The changes increase RAM usage by 14 bytes as static vars:
- 4 bytes store the last time the encoder moved (to inhibit clicks)
- 4 bytes for the time of the last change of EN_A
- 4 bytes same for EN_B
- 1 byte for the last undebounced (raw) encoder pins' state
- 1 byte for the current debounced encoder state
I just put a call out in our #testing channel on Discord to collect feedback on this PR.
Testing this with DWIN_MARLINUI_LANDSCAPE on a genuine DWIN (not that it should matter, an encoder is an encoder). No issues. For me the effect is more subtle, but it is more consistent for sure.
Thanks for the test @The-EG, do you have a 32 or 16 bit board?
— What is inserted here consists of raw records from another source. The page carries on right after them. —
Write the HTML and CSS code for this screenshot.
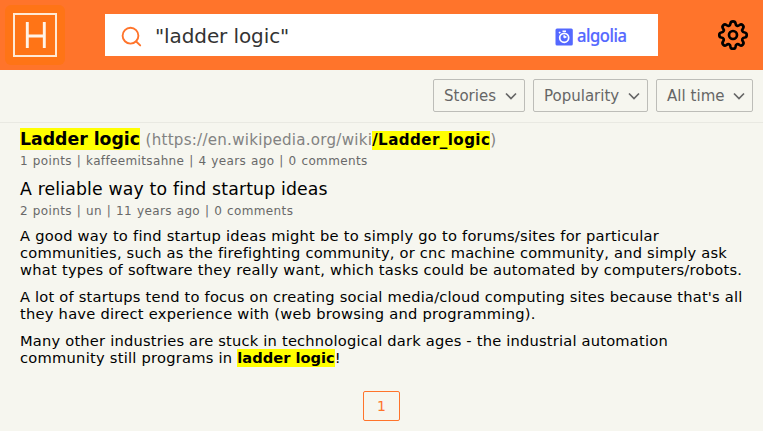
FILE: index.html
```html
<!DOCTYPE html>
<html lang="en">
<head>
<meta charset="utf-8">
<title>Search: "ladder logic"</title>
<link rel="stylesheet" href="styles.css">
</head>
<body>
<header class="header">
  <a class="logo"><svg width="60" height="60" viewBox="0 0 60 60"><rect width="60" height="60" rx="6" fill="#ff7416"/><path d="M9 9H51V51H9Z" fill="none" stroke="#ffe9d5" stroke-width="2"/><path d="M22.3 17V43M39.3 17V43M22.3 31H39.3" fill="none" stroke="#fff3e8" stroke-width="2.9"/></svg></a>
  <div class="search">
    <svg class="lens" width="22" height="22" viewBox="0 0 22 22" fill="none" stroke="#ff742b" stroke-width="1.9" stroke-linecap="round"><circle cx="9.5" cy="9.7" r="7.9"/><path d="M15.2 15.5L19.2 19.4"/></svg>
    <span class="query">"ladder logic"</span>
    <span class="algolia"><svg width="18" height="18" viewBox="0 0 18 18"><rect x=".5" y=".5" width="17.3" height="17" rx="1.5" fill="#5468ff"/><circle cx="9.2" cy="9.8" r="4.5" fill="none" stroke="#fff" stroke-width="1.7"/><path d="M7.5 3.2H11M4 5.2L5.3 4M9.2 9.8V7.2M9.2 9.8L11.4 8.5" stroke="#fff" stroke-width="1.6" fill="none"/></svg><span class="brand">algolia</span></span>
  </div>
  <svg class="gear" width="32" height="32" viewBox="0 0 32 32" fill="none" stroke="#000" stroke-width="2.7" stroke-linejoin="round"><circle cx="16" cy="16" r="4"/><path d="M13.5 4.3C13.9 1.6 18.1 1.6 18.5 4.3C18.8 6.8 20.7 7.5 22.6 6C24.8 4.4 27.6 7.2 26 9.4C24.5 11.3 25.2 13.2 27.7 13.5C30.4 13.9 30.4 18.1 27.7 18.5C25.2 18.8 24.5 20.7 26 22.6C27.6 24.8 24.8 27.6 22.6 26C20.7 24.5 18.8 25.2 18.5 27.7C18.1 30.4 13.9 30.4 13.5 27.7C13.2 25.2 11.3 24.5 9.4 26C7.2 27.6 4.4 24.8 6 22.6C7.5 20.7 6.8 18.8 4.3 18.5C1.6 18.1 1.6 13.9 4.3 13.5C6.8 13.2 7.5 11.3 6 9.4C4.4 7.2 7.2 4.4 9.4 6C11.3 7.5 13.2 6.8 13.5 4.3Z"/></svg>
</header>
<nav class="filters">
  <button class="filter stories"><span>Stories</span><svg width="12" height="8" viewBox="0 0 12 8"><path d="M1 1.5L6 6.5L11 1.5"/></svg></button>
  <button class="filter popularity"><span>Popularity</span><svg width="12" height="8" viewBox="0 0 12 8"><path d="M1 1.5L6 6.5L11 1.5"/></svg></button>
  <button class="filter time"><span>All time</span><svg width="12" height="8" viewBox="0 0 12 8"><path d="M1 1.5L6 6.5L11 1.5"/></svg></button>
</nav>
<main class="results">
  <article class="story">
    <h2 class="title"><mark>Ladder logic</mark> <span class="url">(https://en.wikipedia.org/wiki<mark>/Ladder_logic</mark>)</span></h2>
    <div class="meta">1 points | kaffeemitsahne | 4 years ago | 0 comments</div>
  </article>
  <article class="story">
    <h2 class="title plain">A reliable way to find startup ideas</h2>
    <div class="meta second">2 points | un | 11 years ago | 0 comments</div>
    <div class="text">
      <p>A good way to find startup ideas might be to simply go to forums/sites for particular<br><span class="snug">communities, such as the firefighting community, or cnc machine community, and simply ask</span><br>what types of software they really want, which tasks could be automated by computers/robots.</p>
      <p><span class="snug">A lot of startups tend to focus on creating social media/cloud computing sites because that's all</span><br>they have direct experience with (web browsing and programming).</p>
      <p><span class="snug">Many other industries are stuck in technological dark ages - the industrial automation</span><br>community still programs in <mark>ladder logic</mark>!</p>
    </div>
  </article>
</main>
<div class="pages"><button class="page">1</button></div>
</body>
</html>
```
FILE: styles.css
```css
* { box-sizing: border-box; }
body { margin: 0; height: 431px; overflow: hidden; background: #f6f6ef; font-family: Verdana, "DejaVu Sans", sans-serif; color: #000; }
.header { height: 70px; background: #ff742b; display: flex; align-items: center; padding: 0 14px 0 5px; }
.logo, .logo svg { display: block; }
.search { width: 553px; height: 42px; margin-left: 40px; background: #fff; display: flex; align-items: center; padding-left: 16px; }
.lens { margin-top: 3px; }
.query { margin-left: 12px; padding-top: 1px; width: 388px; font-size: 20px; letter-spacing: -.1px; color: #333; white-space: nowrap; }
.algolia { display: flex; align-items: center; gap: 4px; margin: 3px 0 0 12px; color: #5468ff; }
.brand { font: 500 18px/24px "Noto Sans", sans-serif; letter-spacing: -.5px; margin-top: -4px; transform: scaleX(.92); transform-origin: left; -webkit-text-stroke: .2px #5468ff; }
.gear { margin-left: auto; }
.filters { height: 53px; display: flex; justify-content: flex-end; align-items: flex-start; gap: 8px; padding: 9px 10px 0 0; border-bottom: 1px solid #e9e9e2; }
.filter { height: 33px; display: flex; align-items: center; justify-content: space-between; padding: 0 7px 0 10px; background: transparent; border: 1px solid #bdbdb8; border-radius: 2px; font: 15px "DejaVu Sans", sans-serif; color: #666; white-space: nowrap; }
.filter path { fill: none; stroke: #666; stroke-width: 1.7; }
.stories { width: 92px; }
.popularity { width: 115px; }
.time { width: 97px; }
.time span { letter-spacing: .05px; }
.results { padding: 4px 20px 0; white-space: nowrap; }
.story { height: 50px; }
.title { margin: 0; font-size: 17.3px; line-height: 24px; font-weight: 400; }
.plain { letter-spacing: .16px; }
mark { background: #ff0; color: #000; font-weight: 700; letter-spacing: 0; padding-bottom: 1px; }
.title > mark { padding: 1px 0; }
.url { color: #828282; font-size: 15.1px; letter-spacing: .25px; }
.url mark { letter-spacing: .43px; }
.meta { font-size: 12px; line-height: 18px; letter-spacing: .36px; word-spacing: .7px; color: #696969; }
.second { padding-top: 1px; margin-bottom: -1px; }
.text { padding-top: 8px; font-size: 14.67px; line-height: 17px; letter-spacing: .245px; }
.snug { letter-spacing: .2px; }
.text p { margin: 0 0 10px; }
.pages { margin-top: 164px; display: flex; justify-content: center; }
.page { width: 37px; height: 30px; padding: 0; border: 1px solid #ff742b; border-radius: 2px; background: transparent; font: 14px "DejaVu Sans", sans-serif; color: #ff742b; }
```
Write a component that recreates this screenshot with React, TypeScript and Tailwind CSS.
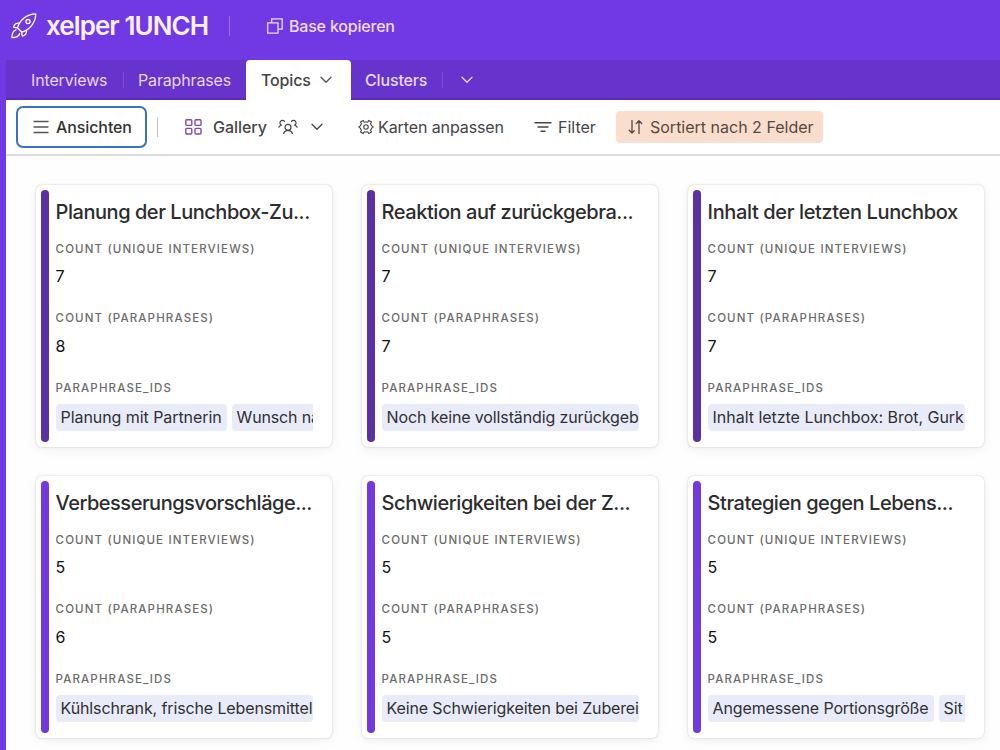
import type { ReactNode } from "react";

type Card = {
  title: string;
  tracking: string;
  interviews: number;
  paraphrases: number;
  chips: { text: string; className: string }[];
  bar: string;
};

const DARK = "bg-[#5b30a3]";
const LIGHT = "bg-[#7139de]";

const rows: Card[][] = [
  [
    {
      title: "Planung der Lunchbox-Zu...",
      tracking: "tracking-[-0.46px]",
      interviews: 7,
      paraphrases: 8,
      bar: DARK,
      chips: [
        { text: "Planung mit Partnerin", className: "w-[171px] tracking-[-0.07px]" },
        { text: "Wunsch na", className: "w-[160px] tracking-[-0.15px]" },
      ],
    },
    {
      title: "Reaktion auf zurückgebra...",
      tracking: "tracking-[-0.45px]",
      interviews: 7,
      paraphrases: 7,
      bar: DARK,
      chips: [{ text: "Noch keine vollständig zurückgeb", className: "w-[257px] tracking-[-0.13px]" }],
    },
    {
      title: "Inhalt der letzten Lunchbox",
      tracking: "tracking-[-0.37px]",
      interviews: 7,
      paraphrases: 7,
      bar: DARK,
      chips: [{ text: "Inhalt letzte Lunchbox: Brot, Gurk", className: "w-[257px] tracking-[-0.03px]" }],
    },
  ],
  [
    {
      title: "Verbesserungsvorschläge...",
      tracking: "tracking-[-0.5px]",
      interviews: 5,
      paraphrases: 6,
      bar: LIGHT,
      chips: [{ text: "Kühlschrank, frische Lebensmittel", className: "w-[257px] tracking-[-0.12px]" }],
    },
    {
      title: "Schwierigkeiten bei der Z...",
      tracking: "tracking-[-0.45px]",
      interviews: 5,
      paraphrases: 5,
      bar: LIGHT,
      chips: [{ text: "Keine Schwierigkeiten bei Zuberei", className: "w-[257px] tracking-[-0.14px]" }],
    },
    {
      title: "Strategien gegen Lebens...",
      tracking: "tracking-[-0.46px]",
      interviews: 5,
      paraphrases: 5,
      bar: LIGHT,
      chips: [
        { text: "Angemessene Portionsgröße", className: "w-[226px] tracking-[-0.14px]" },
        { text: "Sit", className: "w-[60px] tracking-[-0.1px]" },
      ],
    },
  ],
];

function Chevron({ className }: { className: string }) {
  return (
    <svg viewBox="0 0 12 8" className={`h-2 w-3 shrink-0 ${className}`} fill="none" stroke="currentColor" strokeWidth="1.3" strokeLinecap="round" strokeLinejoin="round">
      <path d="M1 1.3 6 6.3 11 1.3" />
    </svg>
  );
}

function Rocket() {
  return (
    <svg viewBox="0 0 26 26" className="ml-[11px] h-[26px] w-[26px] shrink-0 text-white" fill="none" stroke="currentColor" strokeWidth="1.3" strokeLinecap="round" strokeLinejoin="round">
      <path d="M6.500 14.800 C8.500 7.500 15 1.200 24.800 .9 C24.500 10 18.500 16.800 10.800 19.200 Z" />
      <circle cx="17" cy="8.600" r="2.100" />
      <path d="M8.600 10.200 C5.500 9.600 3.200 11 2.600 14.200 C4 14.700 5.200 14.800 6.500 14.800" />
      <path d="M15.300 17.200 C16 20.200 14.300 22.400 11.300 23.100 C10.800 21.700 10.700 20.500 10.800 19.200" />
      <path d="M5 16.800 C2.200 17.600 1 20.500 .9 24.600 C4.600 24.600 7.900 23.500 8.700 20.500" />
    </svg>
  );
}

function Field({ label, children }: { label: string; children: ReactNode }) {
  return (
    <div className="h-[69.500px]">
      <div className="h-4 text-[11.500px] leading-4 font-medium tracking-[1.13px] whitespace-nowrap text-[#6b6b6b]">{label}</div>
      {children}
    </div>
  );
}

function TopicCard({ card }: { card: Card }) {
  return (
    <article className="flex h-[262px] w-[296.500px] shrink-0 rounded-md bg-white py-[5px] pl-[5px] shadow-[0_0_2px_rgba(0,0,0,0.22),0_3px_12px_rgba(0,0,0,0.06)]">
      <div className={`w-2 shrink-0 rounded-full ${card.bar}`} />
      <div className="ml-[7px] w-[257px] overflow-hidden pt-[10px]">
        <h2 className={`mb-[16.500px] h-6 text-[20px] leading-6 font-medium whitespace-nowrap text-[#2c2c2e] ${card.tracking}`}>{card.title}</h2>
        <Field label="COUNT (UNIQUE INTERVIEWS)">
          <div className="mt-[9.500px] text-base leading-5 text-[#111]">{card.interviews}</div>
        </Field>
        <Field label="COUNT (PARAPHRASES)">
          <div className="mt-[9.500px] text-base leading-5 text-[#111]">{card.paraphrases}</div>
        </Field>
        <Field label="PARAPHRASE_IDS">
          <div className="mt-[8.500px] flex w-[257px] gap-[5px] overflow-hidden">
            {card.chips.map((chip) => (
              <span key={chip.text} className={`h-[27px] shrink-0 rounded-[4px] bg-[#e9ecf8] pl-[5px] text-base leading-[27px] whitespace-nowrap text-[#2f3033] ${chip.className}`}>
                {chip.text}
              </span>
            ))}
          </div>
        </Field>
      </div>
    </article>
  );
}

export default function App() {
  return (
    <div className="flex h-[750px] w-[1000px] flex-col overflow-hidden bg-[#7139e3] font-['Inter',sans-serif]">
      <header className="flex h-[60px] shrink-0 items-center pb-[8px] whitespace-nowrap">
        <Rocket />
        <h1 className="ml-[9px] w-[163px] text-[26px] leading-8 font-semibold tracking-[-0.93px] text-[#faf0ff]">xelper 1UNCH</h1>
        <div className="ml-[20px] h-5 w-px bg-[#9c74ec]" />
        <svg viewBox="0 0 16 16" className="ml-[37px] h-4 w-4 text-[#eedcfc]" fill="none" stroke="currentColor" strokeWidth="1.25">
          <path d="M.7 4.800H11V15.200H.7Z M4.700 4.800V.8H15.200V11H11" />
        </svg>
        <span className="ml-[6px] text-base font-medium tracking-[-0.2px] text-[#eedcfc]">Base kopieren</span>
      </header>
      <div className="flex min-h-0 flex-1 flex-col pl-[6px]">
        <nav className="flex h-[40px] shrink-0 items-center bg-[linear-gradient(#6633cd_37px,#5529ad_40px)] text-base tracking-[-0.15px] whitespace-nowrap text-[#e9d7fa]">
          <span className="ml-[25px] w-[77px]">Interviews</span>
          <div className="ml-[15px] h-4 w-px bg-[#7d50d6]" />
          <span className="ml-[14px] w-[93px]">Paraphrases</span>
          <div className="ml-[15px] flex h-[40px] w-[105px] items-center rounded-t-[4px] bg-white pl-[15px] font-medium text-[#444]">
            <span className="w-[50px]">Topics</span>
            <Chevron className="ml-[9px] text-[#555]" />
          </div>
          <span className="ml-[14px] w-[62px] font-medium">Clusters</span>
          <div className="ml-[15px] h-4 w-px bg-[#7d50d6]" />
          <Chevron className="ml-[18px]" />
        </nav>
        <div className="flex h-[56px] shrink-0 items-center border-b-2 border-[#dcdcdc] bg-white text-base whitespace-nowrap text-[#454545]">
          <button className="ml-[10px] flex h-[42px] w-[131px] items-center rounded-[7px] border-2 border-[#3b70c4] pl-[15px] text-[#333]">
            <svg viewBox="0 0 16 14" className="h-[14px] w-4 text-[#555]" stroke="currentColor" strokeWidth="1.4">
              <path d="M.5 1.500H15.500M.5 7H15.500M.5 12.500H15.500" />
            </svg>
            <span className="ml-[7px] font-medium tracking-[-0.1px]">Ansichten</span>
          </button>
          <div className="ml-[10px] h-5 w-px bg-[#c4c4c4]" />
          <svg viewBox="0 0 17 16" className="ml-[27px] h-4 w-[17px] text-[#7a4bb8]" fill="none" stroke="currentColor" strokeWidth="1.4">
            <rect x=".8" y=".8" width="6" height="5.600" rx="1" />
            <rect x="10" y=".8" width="6" height="5.600" rx="1" />
            <rect x=".8" y="9.400" width="6" height="5.600" rx="1" />
            <rect x="10" y="9.400" width="6" height="5.600" rx="1" />
          </svg>
          <span className="ml-[11px] w-[54px] font-medium tracking-[-0.05px]">Gallery</span>
          <svg viewBox="0 0 20 16" className="ml-[11px] h-4 w-5 shrink-0" fill="none" stroke="currentColor" strokeWidth="1.2" strokeLinecap="round">
            <circle cx="10" cy="8.300" r="3" />
            <path d="M5.600 14.500C6.400 12.300 7.900 11.300 10 11.300S13.600 12.300 14.400 14.500" />
            <path d="M6.500 2.400A2.500 2.500 0 1 0 3.600 6.200C2.400 6.300 1.500 7 .9 8.100M13.500 2.400A2.500 2.500 0 1 1 16.400 6.200C17.600 6.300 18.500 7 19.100 8.100" />
          </svg>
          <Chevron className="ml-[13px]" />
          <svg viewBox="0 0 16 16" className="ml-[35px] h-4 w-4 shrink-0" fill="none" stroke="currentColor" strokeWidth="1.1" strokeLinejoin="round">
            <circle cx="8" cy="8" r="2.200" />
            <path d="M6.300 3.200 5.300 1.400 2.500 3 3.500 4.800C2.900 5.500 2.500 6.100 2.300 6.900L.8 8 2.300 9.100C2.500 9.900 2.900 10.500 3.500 11.200L2.500 13 5.300 14.600 6.300 12.800C7.400 13.100 8.600 13.100 9.700 12.800L10.700 14.600 13.500 13 12.500 11.200C13.100 10.500 13.500 9.900 13.700 9.100L15.200 8 13.700 6.900C13.500 6.100 13.100 5.500 12.500 4.800L13.500 3 10.700 1.400 9.700 3.200C8.600 2.900 7.400 2.900 6.300 3.200Z" />
          </svg>
          <span className="ml-1 w-[126px] tracking-[-0.1px]">Karten anpassen</span>
          <svg viewBox="0 0 18 12" className="ml-[30px] h-3 w-[18px] shrink-0" stroke="currentColor" strokeWidth="1.4">
            <path d="M.5 1.800H17.500M3.500 6H14.500M6.500 10.200H11.500" />
          </svg>
          <span className="ml-[6px] w-[38px]">Filter</span>
          <div className="ml-[20px] flex h-8 w-[207px] items-center rounded-[4px] bg-[#f9decd] pl-3 text-[#57493f]">
            <svg viewBox="0 0 16 16" className="h-4 w-4 shrink-0" fill="none" stroke="currentColor" strokeWidth="1.3" strokeLinecap="round" strokeLinejoin="round">
              <path d="M4 1.500V14M1.200 11.200 4 14 6.300 11.700M11 14.500V1.800M8.300 4.500 11 1.800 13.700 4.500" />
            </svg>
            <span className="ml-[6px]">Sortiert nach 2 Felder</span>
          </div>
        </div>
        <main className="flex min-h-0 flex-1 flex-col gap-[29px] overflow-hidden bg-[#fefefe] pt-[29px] pl-[29.600px]">
          {rows.map((row, i) => (
            <div key={i} className="flex gap-[29.500px]">
              {row.map((card) => (
                <TopicCard key={card.title} card={card} />
              ))}
            </div>
          ))}
        </main>
      </div>
    </div>
  );
}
Any issues when reversing direction (i.e the ui not responding to the first step)
do you have a 32 or 16 bit board? Any issues when reversing direction (i.e the ui not responding to the first step)
32bit. I didn't have pronounced issues in the first place, so I think the improvement is less noticeable for me, but the biggest thing I noticed is when making a large change (ie. spinning the encoder quickly), the reaction isn't as jumpy and feels more in line with the motion. I can't say I noticed any issues with reversing, either before or after.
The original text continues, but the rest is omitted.